## SET TASK:
Leave out any picture and return the remaining listing below exactly as given.

## Entries with page source code:

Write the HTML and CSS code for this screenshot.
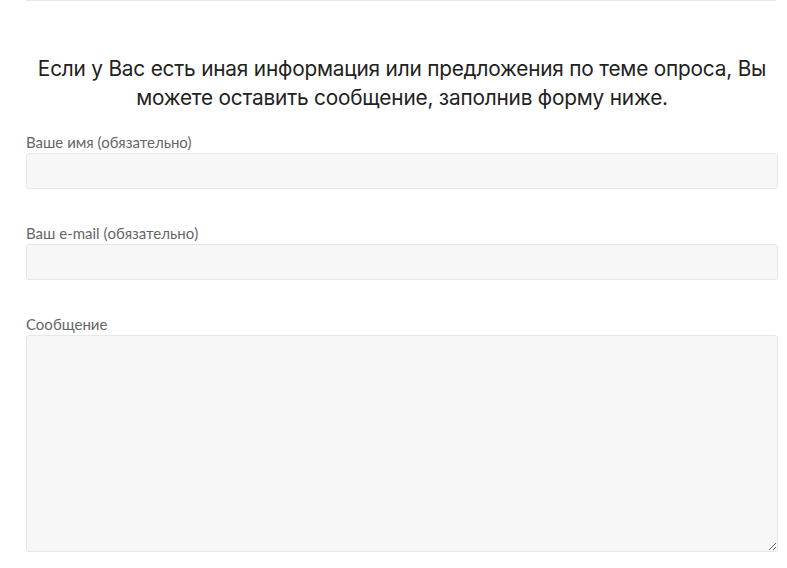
FILE: index.html
```html
<!DOCTYPE html>
<html lang="ru">
<head>
<meta charset="utf-8">
<link rel="stylesheet" href="styles.css">
</head>
<body>
<div class="page">
  <div class="rule"></div>
  <h2 class="intro">Если у Вас есть иная информация или предложения по теме опроса, Вы можете оставить сообщение, заполнив форму ниже.</h2>
  <form class="form">
    <label class="field">
      <span class="label">Ваше имя (обязательно)</span>
      <input class="input" type="text">
    </label>
    <label class="field">
      <span class="label">Ваш e-mail (обязательно)</span>
      <input class="input" type="text">
    </label>
    <label class="field">
      <span class="label">Сообщение</span>
      <textarea class="textarea"></textarea>
    </label>
  </form>
</div>
</body>
</html>
```
FILE: styles.css
```css
html, body {
  margin: 0;
  padding: 0;
  background: #fff;
}
.page {
  margin: 0 9px 0 26px;
  width: 752px;
}
.rule {
  height: 1px;
  background: #e6e6e6;
  width: 750px;
}
.intro {
  margin: 53px 0 0;
  font-family: Inter, "Noto Sans", sans-serif;
  font-weight: 400;
  font-size: 20.8px;
  line-height: 29px;
  color: #222;
  text-align: center;
  letter-spacing: -0.2px;
}
.form {
  display: flex;
  flex-direction: column;
  gap: 35px;
  margin-top: 21px;
}
.field {
  display: flex;
  flex-direction: column;
  gap: 2px;
}
.label {
  font-family: Lato, "Liberation Sans", sans-serif;
  font-size: 15px;
  line-height: 18px;
  color: #666;
}
.input, .textarea {
  box-sizing: border-box;
  width: 752px;
  margin: 0;
  background: #f7f7f7;
  border: 1px solid #e8e8e8;
  border-radius: 3px;
  font-family: Lato, sans-serif;
}
.input {
  height: 36px;
}
.textarea {
  height: 217px;
  resize: vertical;
}
```
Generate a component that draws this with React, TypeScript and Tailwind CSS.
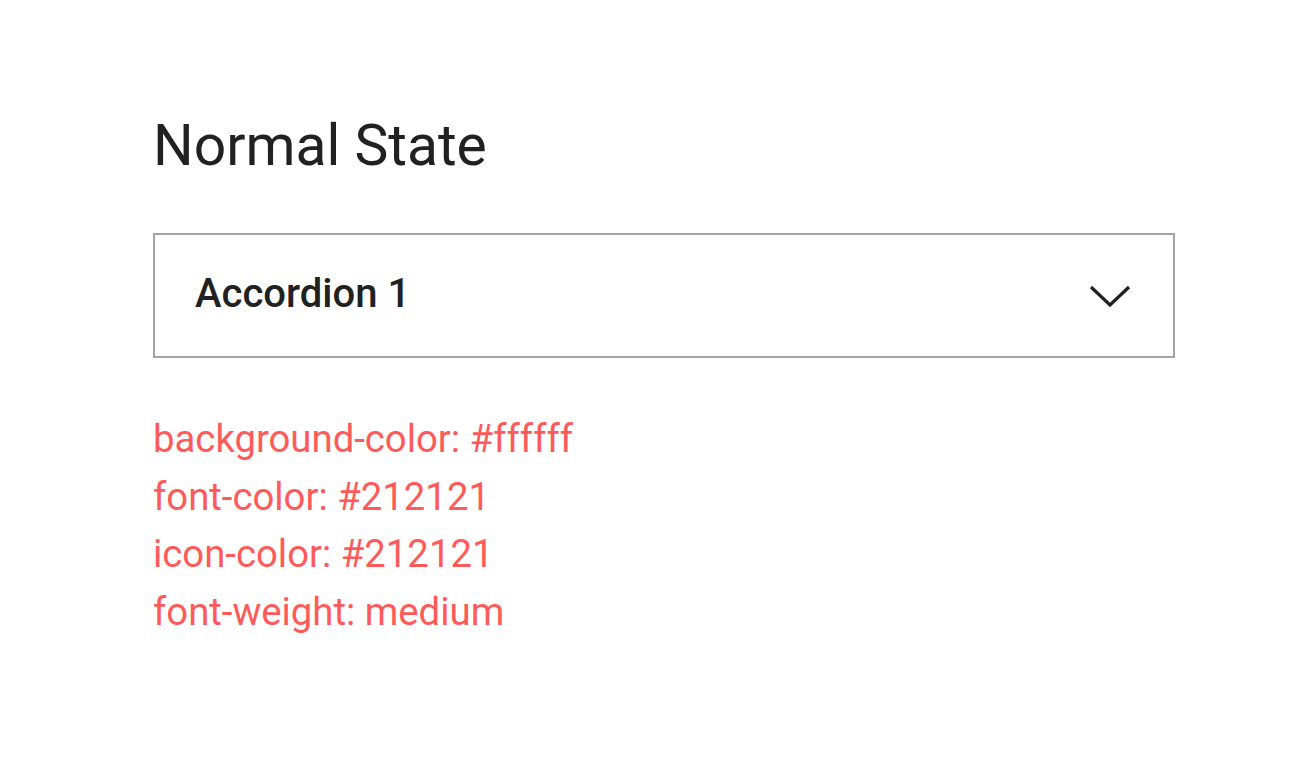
import React from "react";

const SPECS = [
  "background-color: #ffffff",
  "font-color: #212121",
  "icon-color: #212121",
  "font-weight: medium",
];

export default function App() {
  return (
    <div className="min-h-screen bg-white font-['Roboto',sans-serif] text-[#212121]">
      <div className="pl-[153px] pt-[108px] w-[1175px]">
        <h1 className="text-[57px] leading-[76px] font-normal">Normal State</h1>

        <button className="mt-[49px] flex h-[125px] w-full items-center justify-between border-2 border-[#a3a3a3] pl-[40px] pr-[42px] text-left">
          <span className="pb-[4px] text-[40px] font-medium">Accordion 1</span>
          <svg width="42" height="24" viewBox="0 0 42 24" fill="none">
            <path d="M2 3 L21 21 L40 3" stroke="#212121" strokeWidth="3.2" />
          </svg>
        </button>

        <ul className="mt-[52px] text-[38.3px] leading-[57.5px] text-[#ff5a5a]">
          {SPECS.map((s) => (
            <li key={s}>{s}</li>
          ))}
        </ul>
      </div>
    </div>
  );
}
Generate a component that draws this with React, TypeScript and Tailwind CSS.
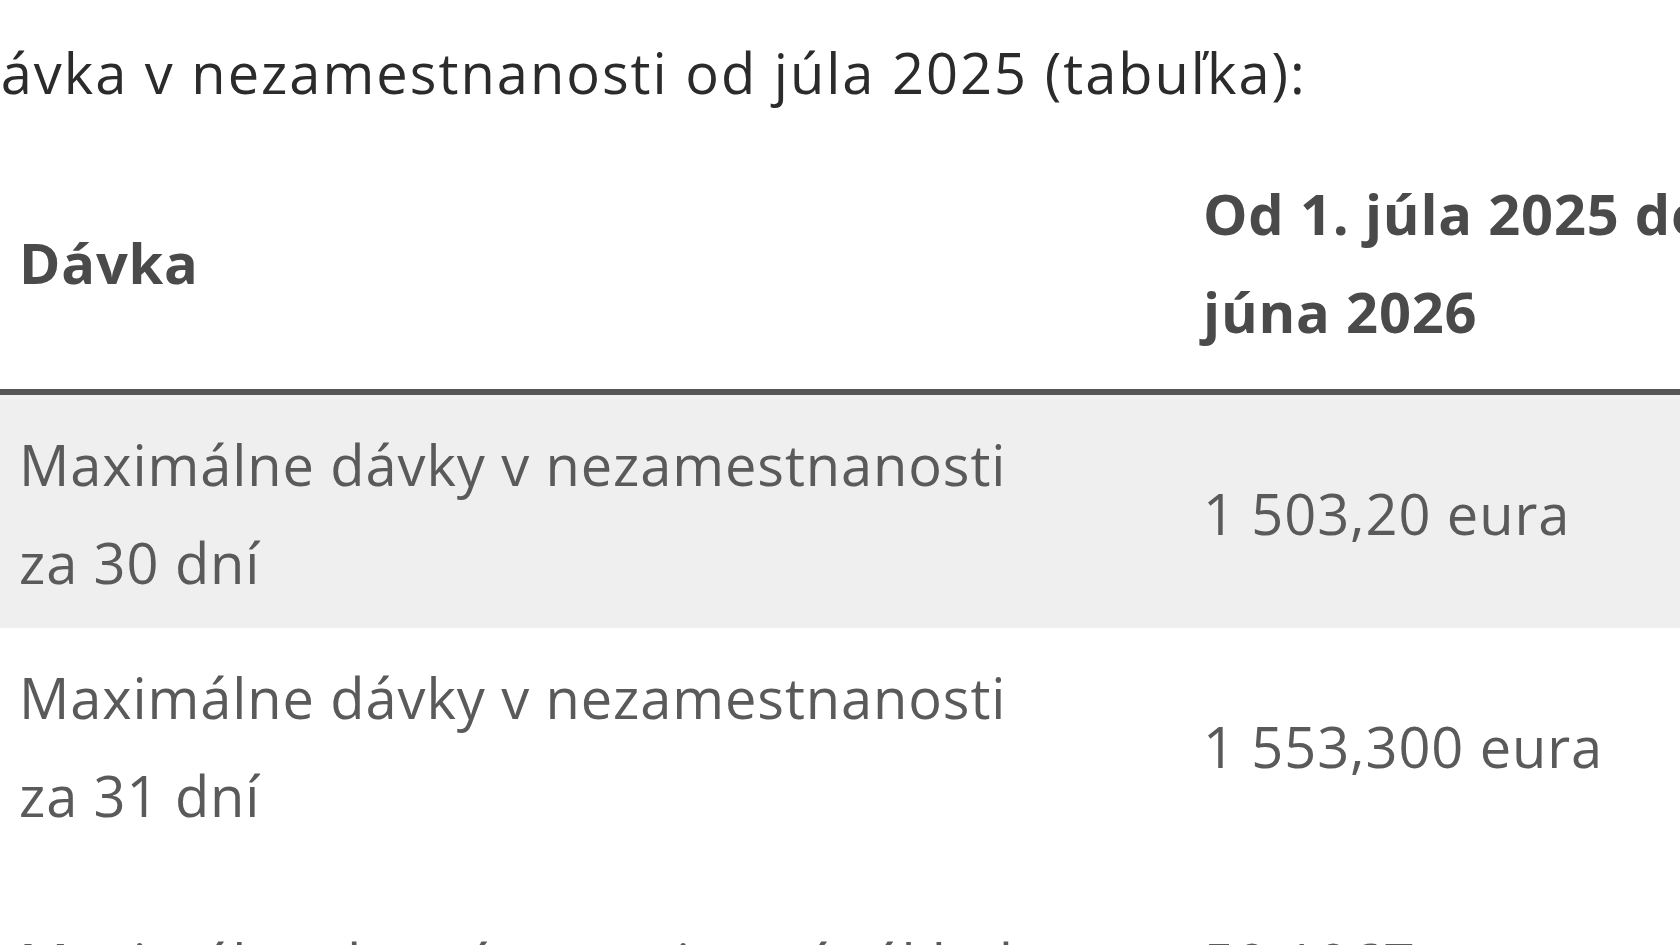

## TASK RESULT:
Write the HTML and CSS code for this screenshot.
FILE: index.html
```html
<!DOCTYPE html>
<html lang="ru">
<head>
<meta charset="utf-8">
<link rel="stylesheet" href="styles.css">
</head>
<body>
<div class="page">
  <div class="rule"></div>
  <h2 class="intro">Если у Вас есть иная информация или предложения по теме опроса, Вы можете оставить сообщение, заполнив форму ниже.</h2>
  <form class="form">
    <label class="field">
      <span class="label">Ваше имя (обязательно)</span>
      <input class="input" type="text">
    </label>
    <label class="field">
      <span class="label">Ваш e-mail (обязательно)</span>
      <input class="input" type="text">
    </label>
    <label class="field">
      <span class="label">Сообщение</span>
      <textarea class="textarea"></textarea>
    </label>
  </form>
</div>
</body>
</html>
```
FILE: styles.css
```css
html, body {
  margin: 0;
  padding: 0;
  background: #fff;
}
.page {
  margin: 0 9px 0 26px;
  width: 752px;
}
.rule {
  height: 1px;
  background: #e6e6e6;
  width: 750px;
}
.intro {
  margin: 53px 0 0;
  font-family: Inter, "Noto Sans", sans-serif;
  font-weight: 400;
  font-size: 20.8px;
  line-height: 29px;
  color: #222;
  text-align: center;
  letter-spacing: -0.2px;
}
.form {
  display: flex;
  flex-direction: column;
  gap: 35px;
  margin-top: 21px;
}
.field {
  display: flex;
  flex-direction: column;
  gap: 2px;
}
.label {
  font-family: Lato, "Liberation Sans", sans-serif;
  font-size: 15px;
  line-height: 18px;
  color: #666;
}
.input, .textarea {
  box-sizing: border-box;
  width: 752px;
  margin: 0;
  background: #f7f7f7;
  border: 1px solid #e8e8e8;
  border-radius: 3px;
  font-family: Lato, sans-serif;
}
.input {
  height: 36px;
}
.textarea {
  height: 217px;
  resize: vertical;
}
```
Generate a component that draws this with React, TypeScript and Tailwind CSS.
import React from "react";

const SPECS = [
  "background-color: #ffffff",
  "font-color: #212121",
  "icon-color: #212121",
  "font-weight: medium",
];

export default function App() {
  return (
    <div className="min-h-screen bg-white font-['Roboto',sans-serif] text-[#212121]">
      <div className="pl-[153px] pt-[108px] w-[1175px]">
        <h1 className="text-[57px] leading-[76px] font-normal">Normal State</h1>

        <button className="mt-[49px] flex h-[125px] w-full items-center justify-between border-2 border-[#a3a3a3] pl-[40px] pr-[42px] text-left">
          <span className="pb-[4px] text-[40px] font-medium">Accordion 1</span>
          <svg width="42" height="24" viewBox="0 0 42 24" fill="none">
            <path d="M2 3 L21 21 L40 3" stroke="#212121" strokeWidth="3.2" />
          </svg>
        </button>

        <ul className="mt-[52px] text-[38.3px] leading-[57.5px] text-[#ff5a5a]">
          {SPECS.map((s) => (
            <li key={s}>{s}</li>
          ))}
        </ul>
      </div>
    </div>
  );
}
Generate a component that draws this with React, TypeScript and Tailwind CSS.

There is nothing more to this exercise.